_JOB:_ Return the listing below unchanged, minus its pictures.

>> START COLLECTED MATERIAL

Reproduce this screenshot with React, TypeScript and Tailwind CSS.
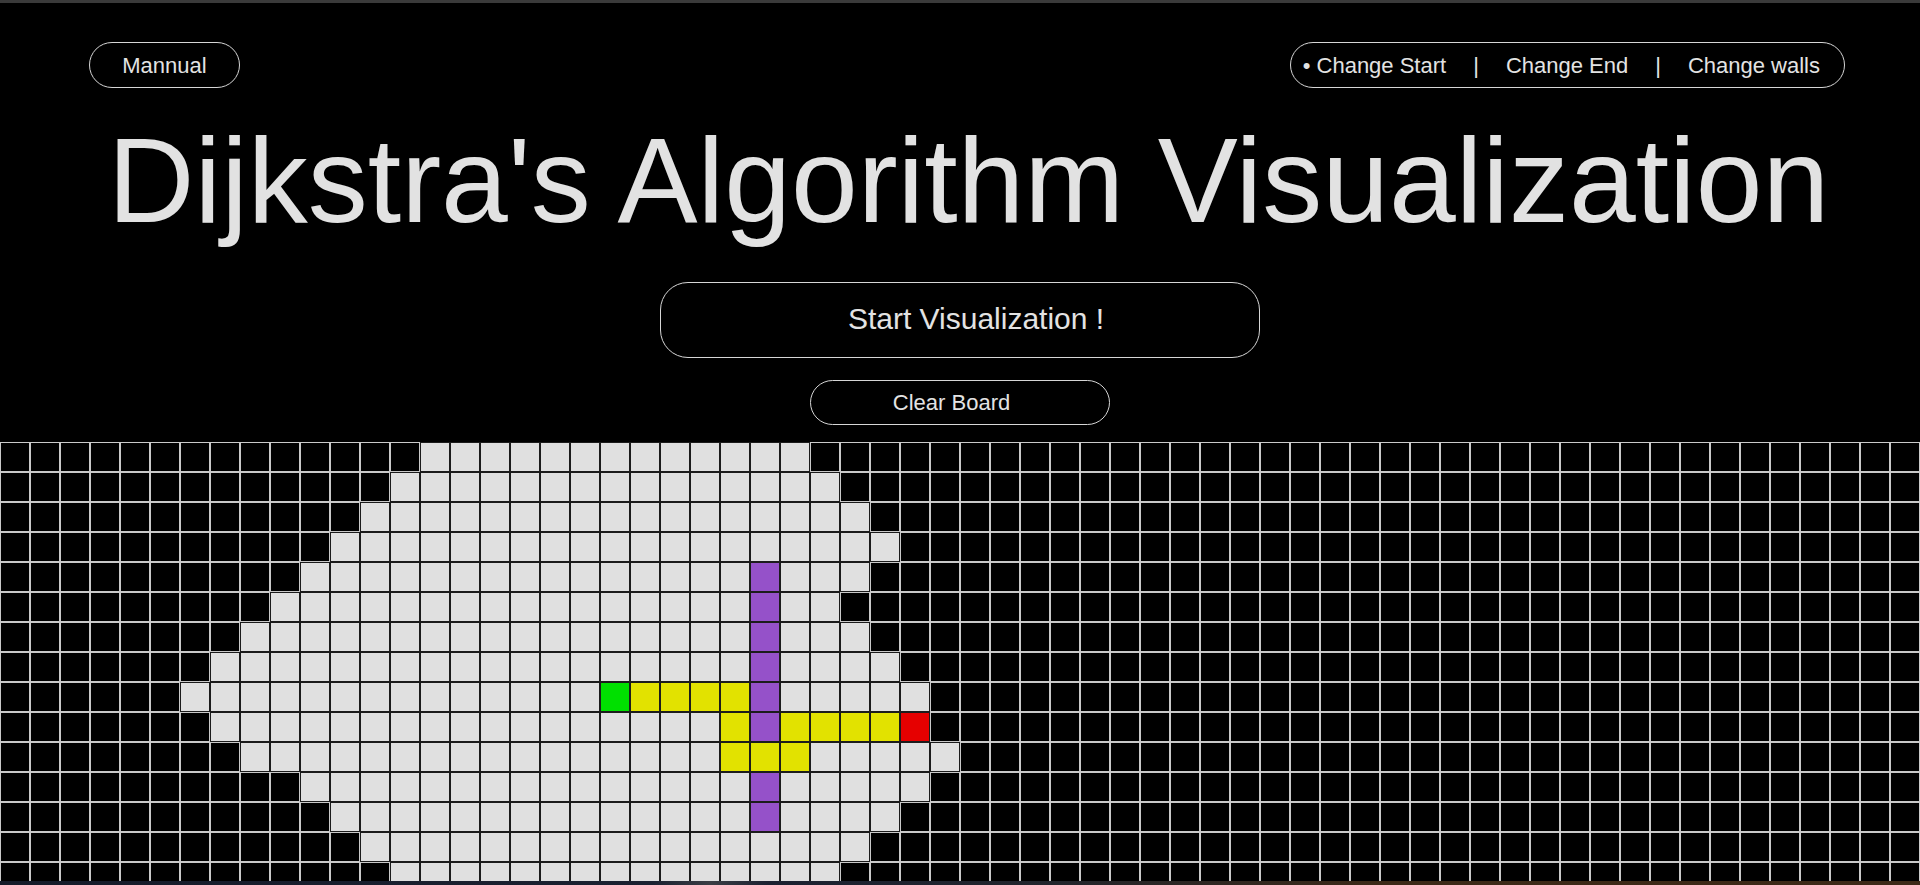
import React from "react";

const COLS = 64;
const ROWS = 15;

// wall span per row: [startCol, endCol]
const WALLS: [number, number][] = [
  [14, 26],
  [13, 27],
  [12, 28],
  [11, 29],
  [10, 28],
  [9, 27],
  [8, 28],
  [7, 29],
  [6, 30],
  [7, 29],
  [8, 31],
  [10, 30],
  [11, 29],
  [12, 28],
  [13, 27],
];

type Kind = "empty" | "wall" | "start" | "end" | "path" | "block";

const KIND_CLASS: Record<Kind, string> = {
  empty: "bg-black border-[#c9c9c9]",
  wall: "bg-[#e0e0e0] border-[#1c1c1c]",
  start: "bg-[#00e000] border-[#1c1c1c]",
  end: "bg-[#e60000] border-[#1c1c1c]",
  path: "bg-[#e2e200] border-[#1c1c1c]",
  block: "bg-[#9551c9] border-[#1c1c1c]",
};

function kindOf(r: number, c: number): Kind {
  if (r === 8 && c === 20) return "start";
  if (r === 9 && c === 30) return "end";
  if (r === 8 && c >= 21 && c <= 24) return "path";
  if (r === 9 && (c === 24 || (c >= 26 && c <= 29))) return "path";
  if (r === 10 && c >= 24 && c <= 26) return "path";
  if (c === 25 && ((r >= 4 && r <= 9) || r === 11 || r === 12)) return "block";
  const w = WALLS[r];
  if (w && c >= w[0] && c <= w[1]) return "wall";
  return "empty";
}

function Board() {
  const cells: React.ReactNode[] = [];
  for (let r = 0; r < ROWS; r++) {
    for (let c = 0; c < COLS; c++) {
      const k = kindOf(r, c);
      cells.push(
        <div
          key={`${r}-${c}`}
          className={`w-[30px] h-[30px] box-border border ${KIND_CLASS[k]}`}
        />
      );
    }
  }
  return <div className="grid grid-cols-[repeat(64,30px)] shrink-0">{cells}</div>;
}

export default function App() {
  return (
    <div className="h-[885px] w-[1920px] overflow-hidden bg-black flex flex-col font-['Liberation_Sans',Arial,sans-serif] text-[#e3e3e3]">
      <div className="h-[3px] shrink-0 bg-[#3a3a3a]" />
      <div className="flex-1 overflow-hidden flex flex-col">
        <div className="mt-[39px] flex items-center justify-between pl-[89px] pr-[75px] shrink-0">
          <button className="w-[151px] h-[46px] rounded-full border border-[#d6d6d6] flex items-center justify-center text-[22px] text-[#e3e3e3]">
            Mannual
          </button>
          <div className="h-[46px] rounded-full border border-[#d6d6d6] flex items-center pl-[12px] pr-[24px] gap-[27px] text-[22px] text-[#e3e3e3]">
            <span>• Change Start</span>
            <span>|</span>
            <span>Change End</span>
            <span>|</span>
            <span>Change walls</span>
          </div>
        </div>
        <h1 className="mt-[32px] h-[120px] leading-[120px] text-[120px] text-center pl-[17px] font-normal text-[#e2e2e2] whitespace-nowrap shrink-0">
          Dijkstra's Algorithm Visualization
        </h1>
        <button className="mt-[42px] self-center w-[600px] h-[76px] rounded-[28px] border border-[#d6d6d6] flex items-center justify-center pl-[32px] pb-[4px] text-[30px] text-[#e3e3e3] shrink-0">
          Start Visualization !
        </button>
        <button className="mt-[22px] self-center w-[300px] h-[45px] rounded-full border border-[#d6d6d6] flex items-center justify-center pr-[17px] text-[22px] text-[#e3e3e3] shrink-0">
          Clear Board
        </button>
        <div className="mt-[17px]">
          <Board />
        </div>
      </div>
      <div className="h-[4px] shrink-0 bg-[linear-gradient(to_right,#151b29_0%,#1b2131_34%,#3a3d44_37%,#1b2131_40%,#22252c_55%,#3c2917_72%,#3d2a18_100%)]" />
    </div>
  );
}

>> END COLLECTED MATERIAL

_RESPONSE BELOW:_
Reproduce this screenshot with React, TypeScript and Tailwind CSS.
import React from "react";

const COLS = 64;
const ROWS = 15;

// wall span per row: [startCol, endCol]
const WALLS: [number, number][] = [
  [14, 26],
  [13, 27],
  [12, 28],
  [11, 29],
  [10, 28],
  [9, 27],
  [8, 28],
  [7, 29],
  [6, 30],
  [7, 29],
  [8, 31],
  [10, 30],
  [11, 29],
  [12, 28],
  [13, 27],
];

type Kind = "empty" | "wall" | "start" | "end" | "path" | "block";

const KIND_CLASS: Record<Kind, string> = {
  empty: "bg-black border-[#c9c9c9]",
  wall: "bg-[#e0e0e0] border-[#1c1c1c]",
  start: "bg-[#00e000] border-[#1c1c1c]",
  end: "bg-[#e60000] border-[#1c1c1c]",
  path: "bg-[#e2e200] border-[#1c1c1c]",
  block: "bg-[#9551c9] border-[#1c1c1c]",
};

function kindOf(r: number, c: number): Kind {
  if (r === 8 && c === 20) return "start";
  if (r === 9 && c === 30) return "end";
  if (r === 8 && c >= 21 && c <= 24) return "path";
  if (r === 9 && (c === 24 || (c >= 26 && c <= 29))) return "path";
  if (r === 10 && c >= 24 && c <= 26) return "path";
  if (c === 25 && ((r >= 4 && r <= 9) || r === 11 || r === 12)) return "block";
  const w = WALLS[r];
  if (w && c >= w[0] && c <= w[1]) return "wall";
  return "empty";
}

function Board() {
  const cells: React.ReactNode[] = [];
  for (let r = 0; r < ROWS; r++) {
    for (let c = 0; c < COLS; c++) {
      const k = kindOf(r, c);
      cells.push(
        <div
          key={`${r}-${c}`}
          className={`w-[30px] h-[30px] box-border border ${KIND_CLASS[k]}`}
        />
      );
    }
  }
  return <div className="grid grid-cols-[repeat(64,30px)] shrink-0">{cells}</div>;
}

export default function App() {
  return (
    <div className="h-[885px] w-[1920px] overflow-hidden bg-black flex flex-col font-['Liberation_Sans',Arial,sans-serif] text-[#e3e3e3]">
      <div className="h-[3px] shrink-0 bg-[#3a3a3a]" />
      <div className="flex-1 overflow-hidden flex flex-col">
        <div className="mt-[39px] flex items-center justify-between pl-[89px] pr-[75px] shrink-0">
          <button className="w-[151px] h-[46px] rounded-full border border-[#d6d6d6] flex items-center justify-center text-[22px] text-[#e3e3e3]">
            Mannual
          </button>
          <div className="h-[46px] rounded-full border border-[#d6d6d6] flex items-center pl-[12px] pr-[24px] gap-[27px] text-[22px] text-[#e3e3e3]">
            <span>• Change Start</span>
            <span>|</span>
            <span>Change End</span>
            <span>|</span>
            <span>Change walls</span>
          </div>
        </div>
        <h1 className="mt-[32px] h-[120px] leading-[120px] text-[120px] text-center pl-[17px] font-normal text-[#e2e2e2] whitespace-nowrap shrink-0">
          Dijkstra's Algorithm Visualization
        </h1>
        <button className="mt-[42px] self-center w-[600px] h-[76px] rounded-[28px] border border-[#d6d6d6] flex items-center justify-center pl-[32px] pb-[4px] text-[30px] text-[#e3e3e3] shrink-0">
          Start Visualization !
        </button>
        <button className="mt-[22px] self-center w-[300px] h-[45px] rounded-full border border-[#d6d6d6] flex items-center justify-center pr-[17px] text-[22px] text-[#e3e3e3] shrink-0">
          Clear Board
        </button>
        <div className="mt-[17px]">
          <Board />
        </div>
      </div>
      <div className="h-[4px] shrink-0 bg-[linear-gradient(to_right,#151b29_0%,#1b2131_34%,#3a3d44_37%,#1b2131_40%,#22252c_55%,#3c2917_72%,#3d2a18_100%)]" />
    </div>
  );
}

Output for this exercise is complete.